As New York Fed spokesman Peter Bakstansky put it, "We facilitated the meeting. We wanted to learn more about the exposures and the flows of funds and to what degree they might present a potential for systemic problems and also to help participants in the marketplace resolve these issues."

Bakstansky said Greenspan "was kept aware" of the discussions under New York Fed auspices.

But while there is no Fed money involved, the Fed's hands are all over the bail-out. It is questionable whether it would have been pulled together so rapidly in the Fed's absence.

By contrast, recall the Fed's pointed refusal to assist Drexel, Burnham Lambert during its dismal denouement in 1990. As Drexel was going through its downward spiral, Greenspan was heard to say that he would "bail out the banks because I have to, but I'll be damned if I'll bail out Drexel." The Fed pulled the plug on the king of junk bonds and leveraged buy-outs to prove that not every financial institution is "too big to fail" and that there is a limit to the "moral hazard" the Fed is willing to propagate.

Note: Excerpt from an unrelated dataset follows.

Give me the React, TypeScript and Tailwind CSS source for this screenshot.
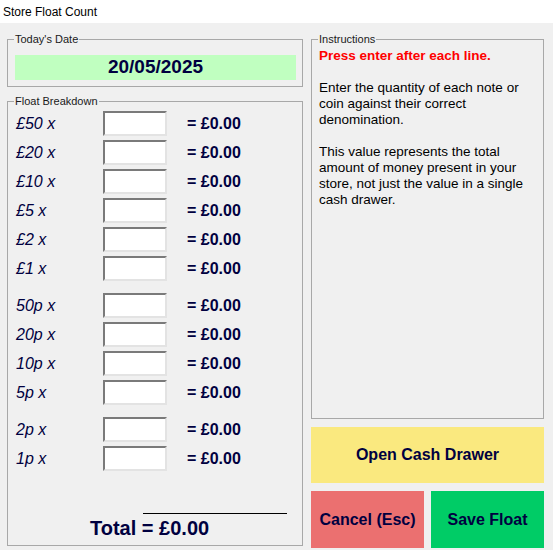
const ink = "text-[#000040]";

const groups = [
  ["£50", "£20", "£10", "£5", "£2", "£1"],
  ["50p", "20p", "10p", "5p"],
  ["2p", "1p"],
];

function Row({ label }: { label: string }) {
  return (
    <div className="flex h-[25px] items-center">
      <span className={`w-[87px] text-[16px] italic ${ink}`}>{label} x</span>
      <div className="h-[25px] w-[64px] border-2 border-t-[#7a7a7a] border-l-[#7a7a7a] border-b-[#e3e3e3] border-r-[#e3e3e3] bg-white" />
      <span className={`ml-[20px] text-[16px] font-bold ${ink}`}>= £0.00</span>
    </div>
  );
}

export default function App() {
  return (
    <div className="flex h-[550px] w-[553px] flex-col overflow-hidden bg-[#f0f0f0] font-['Liberation_Sans',Arial,sans-serif]">
      <div className="flex h-[23px] items-center bg-white pl-[3px] text-[12px] text-black">
        Store Float Count
      </div>

      <div className="flex gap-[8px] pl-[7px] pt-[9px]">
        <div className="flex w-[296px] flex-col">
          <fieldset className="border border-[#a8a8a8] pb-[6px] pl-[7px] pr-[6px] pt-[9px]">
            <legend className="-ml-[1px] px-[1px] text-[11px] leading-[14px] text-[#1a1a1a]">
              Today's Date
            </legend>
            <div className={`flex h-[25px] items-center justify-center bg-[#c0ffc0] text-[19px] font-bold ${ink}`}>
              20/05/2025
            </div>
          </fieldset>

          <fieldset className="mt-[7px] h-[452px] border border-[#a8a8a8] pl-[8px] pt-[3px]">
            <legend className="-ml-[2px] px-[1px] text-[11px] leading-[14px] text-[#1a1a1a]">
              Float Breakdown
            </legend>
            {groups.map((g, gi) => (
              <div key={gi} className={`flex flex-col gap-[4px] ${gi === 1 ? "mt-[12px]" : gi === 2 ? "mt-[12px]" : ""}`}>
                {g.map((d) => (
                  <Row key={d} label={d} />
                ))}
              </div>
            ))}
            <div className="ml-[127px] mt-[42px] h-px w-[144px] bg-black" />
            <div className={`ml-[74px] mt-[2px] text-[20px] font-bold leading-[24px] ${ink}`}>
              Total = £0.00
            </div>
          </fieldset>
        </div>

        <div className="flex w-[233px] flex-col">
          <fieldset className="h-[387px] border border-[#a8a8a8] pl-[7px] pr-[16px] pt-[2px]">
            <legend className="-ml-[1px] px-[1px] text-[11px] leading-[14px] text-[#1a1a1a]">
              Instructions
            </legend>
            <div className="text-[13.5px] leading-[16px] text-black">
              <p className="font-bold text-[#ff0000]">Press enter after each line.</p>
              <p className="mt-[16px]">
                Enter the quantity of each note or coin against their correct denomination.
              </p>
              <p className="mt-[16px]">
                This value represents the total amount of money present in your store, not just the value in a single cash drawer.
              </p>
            </div>
          </fieldset>

          <button className={`mt-[8px] h-[56px] bg-[#fae97f] text-[16px] font-bold ${ink}`}>
            Open Cash Drawer
          </button>
          <div className="mt-[8px] flex gap-[7px]">
            <button className={`h-[57px] w-[113px] bg-[#eb7070] text-[16px] font-bold ${ink}`}>
              Cancel (Esc)
            </button>
            <button className={`h-[57px] w-[113px] bg-[#00cc66] text-[16px] font-bold ${ink}`}>
              Save Float
            </button>
          </div>
        </div>
      </div>
    </div>
  );
}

Not this time. Not in this climate, when financial stability is already a bit shaky and the economy looking increasingly vulnerable.

Ironically, the bail-out was being put together even as Greenspan was telling the Senate Budget Committee his concerns about the economy have grown and all but told the panel that a rate cut is on the way. The Fed's helping hand to Long Term Capital Management only underscores the Chairman's message.